### AIM OF THE TASK
Transcribe all of the data exactly. Omit the pictures.

───── PROVIDED MATERIAL ─────

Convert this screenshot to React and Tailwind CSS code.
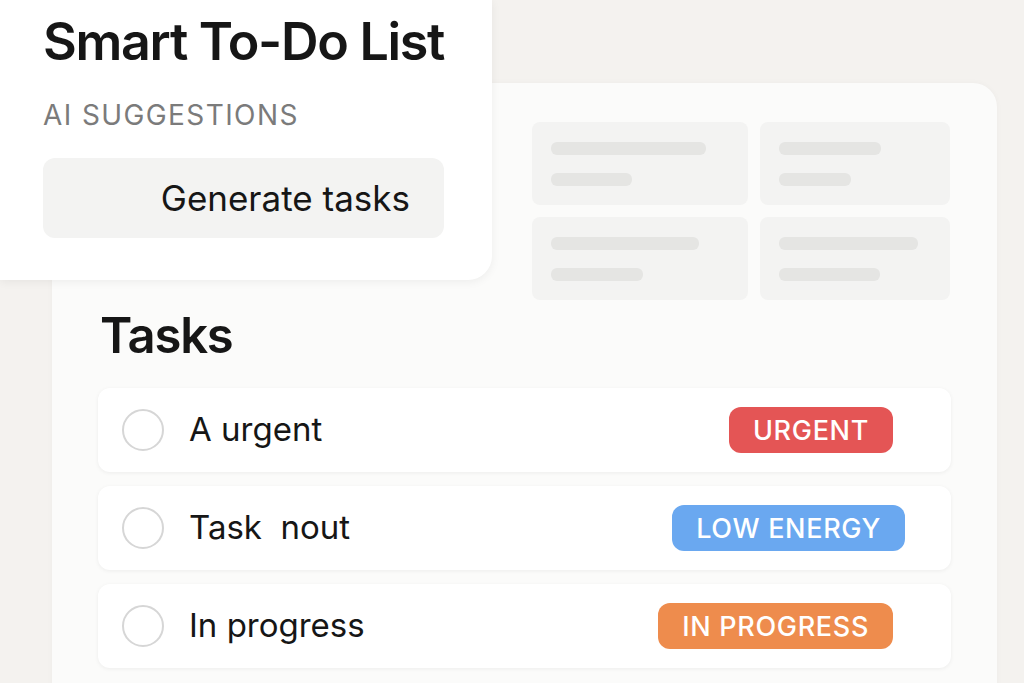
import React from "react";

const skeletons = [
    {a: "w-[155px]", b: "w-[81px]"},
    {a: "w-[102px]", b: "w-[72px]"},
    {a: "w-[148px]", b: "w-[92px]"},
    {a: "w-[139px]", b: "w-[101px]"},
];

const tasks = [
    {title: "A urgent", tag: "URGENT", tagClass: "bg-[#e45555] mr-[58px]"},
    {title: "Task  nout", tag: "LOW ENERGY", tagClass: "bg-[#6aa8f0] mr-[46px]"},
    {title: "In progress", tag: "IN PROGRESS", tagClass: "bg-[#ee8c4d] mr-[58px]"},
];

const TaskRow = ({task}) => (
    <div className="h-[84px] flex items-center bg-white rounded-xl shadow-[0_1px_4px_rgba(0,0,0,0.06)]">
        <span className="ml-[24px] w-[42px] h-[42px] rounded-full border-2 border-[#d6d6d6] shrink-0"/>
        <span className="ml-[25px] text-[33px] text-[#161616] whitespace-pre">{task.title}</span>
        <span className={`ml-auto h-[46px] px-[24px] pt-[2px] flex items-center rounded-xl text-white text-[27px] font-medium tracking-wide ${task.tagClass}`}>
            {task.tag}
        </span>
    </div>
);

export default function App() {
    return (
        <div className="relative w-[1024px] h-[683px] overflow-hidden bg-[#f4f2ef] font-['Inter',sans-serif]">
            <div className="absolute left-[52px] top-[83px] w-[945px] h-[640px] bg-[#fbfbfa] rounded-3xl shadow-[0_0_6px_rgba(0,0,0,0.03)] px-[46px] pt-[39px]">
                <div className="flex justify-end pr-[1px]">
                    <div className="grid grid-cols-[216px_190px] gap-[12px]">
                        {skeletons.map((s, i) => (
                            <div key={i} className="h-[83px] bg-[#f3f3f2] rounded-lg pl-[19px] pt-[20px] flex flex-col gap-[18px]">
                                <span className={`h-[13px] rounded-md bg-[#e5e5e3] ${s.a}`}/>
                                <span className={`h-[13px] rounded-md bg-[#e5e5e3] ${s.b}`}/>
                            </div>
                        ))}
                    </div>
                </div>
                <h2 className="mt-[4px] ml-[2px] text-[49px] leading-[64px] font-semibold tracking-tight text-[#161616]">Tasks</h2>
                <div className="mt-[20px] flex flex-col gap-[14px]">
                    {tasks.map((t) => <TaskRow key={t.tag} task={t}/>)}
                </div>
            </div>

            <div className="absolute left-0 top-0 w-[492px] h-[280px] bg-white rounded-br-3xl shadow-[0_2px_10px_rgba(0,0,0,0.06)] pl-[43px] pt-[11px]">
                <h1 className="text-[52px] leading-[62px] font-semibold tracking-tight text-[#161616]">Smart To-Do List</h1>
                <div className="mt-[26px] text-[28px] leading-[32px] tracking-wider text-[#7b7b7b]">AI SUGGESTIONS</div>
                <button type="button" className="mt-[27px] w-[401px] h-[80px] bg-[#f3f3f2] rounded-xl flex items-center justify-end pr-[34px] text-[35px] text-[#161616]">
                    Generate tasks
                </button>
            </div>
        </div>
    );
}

─────

### TASK SOLUTION
Convert this screenshot to React and Tailwind CSS code.
import React from "react";

const skeletons = [
    {a: "w-[155px]", b: "w-[81px]"},
    {a: "w-[102px]", b: "w-[72px]"},
    {a: "w-[148px]", b: "w-[92px]"},
    {a: "w-[139px]", b: "w-[101px]"},
];

const tasks = [
    {title: "A urgent", tag: "URGENT", tagClass: "bg-[#e45555] mr-[58px]"},
    {title: "Task  nout", tag: "LOW ENERGY", tagClass: "bg-[#6aa8f0] mr-[46px]"},
    {title: "In progress", tag: "IN PROGRESS", tagClass: "bg-[#ee8c4d] mr-[58px]"},
];

const TaskRow = ({task}) => (
    <div className="h-[84px] flex items-center bg-white rounded-xl shadow-[0_1px_4px_rgba(0,0,0,0.06)]">
        <span className="ml-[24px] w-[42px] h-[42px] rounded-full border-2 border-[#d6d6d6] shrink-0"/>
        <span className="ml-[25px] text-[33px] text-[#161616] whitespace-pre">{task.title}</span>
        <span className={`ml-auto h-[46px] px-[24px] pt-[2px] flex items-center rounded-xl text-white text-[27px] font-medium tracking-wide ${task.tagClass}`}>
            {task.tag}
        </span>
    </div>
);

export default function App() {
    return (
        <div className="relative w-[1024px] h-[683px] overflow-hidden bg-[#f4f2ef] font-['Inter',sans-serif]">
            <div className="absolute left-[52px] top-[83px] w-[945px] h-[640px] bg-[#fbfbfa] rounded-3xl shadow-[0_0_6px_rgba(0,0,0,0.03)] px-[46px] pt-[39px]">
                <div className="flex justify-end pr-[1px]">
                    <div className="grid grid-cols-[216px_190px] gap-[12px]">
                        {skeletons.map((s, i) => (
                            <div key={i} className="h-[83px] bg-[#f3f3f2] rounded-lg pl-[19px] pt-[20px] flex flex-col gap-[18px]">
                                <span className={`h-[13px] rounded-md bg-[#e5e5e3] ${s.a}`}/>
                                <span className={`h-[13px] rounded-md bg-[#e5e5e3] ${s.b}`}/>
                            </div>
                        ))}
                    </div>
                </div>
                <h2 className="mt-[4px] ml-[2px] text-[49px] leading-[64px] font-semibold tracking-tight text-[#161616]">Tasks</h2>
                <div className="mt-[20px] flex flex-col gap-[14px]">
                    {tasks.map((t) => <TaskRow key={t.tag} task={t}/>)}
                </div>
            </div>

            <div className="absolute left-0 top-0 w-[492px] h-[280px] bg-white rounded-br-3xl shadow-[0_2px_10px_rgba(0,0,0,0.06)] pl-[43px] pt-[11px]">
                <h1 className="text-[52px] leading-[62px] font-semibold tracking-tight text-[#161616]">Smart To-Do List</h1>
                <div className="mt-[26px] text-[28px] leading-[32px] tracking-wider text-[#7b7b7b]">AI SUGGESTIONS</div>
                <button type="button" className="mt-[27px] w-[401px] h-[80px] bg-[#f3f3f2] rounded-xl flex items-center justify-end pr-[34px] text-[35px] text-[#161616]">
                    Generate tasks
                </button>
            </div>
        </div>
    );
}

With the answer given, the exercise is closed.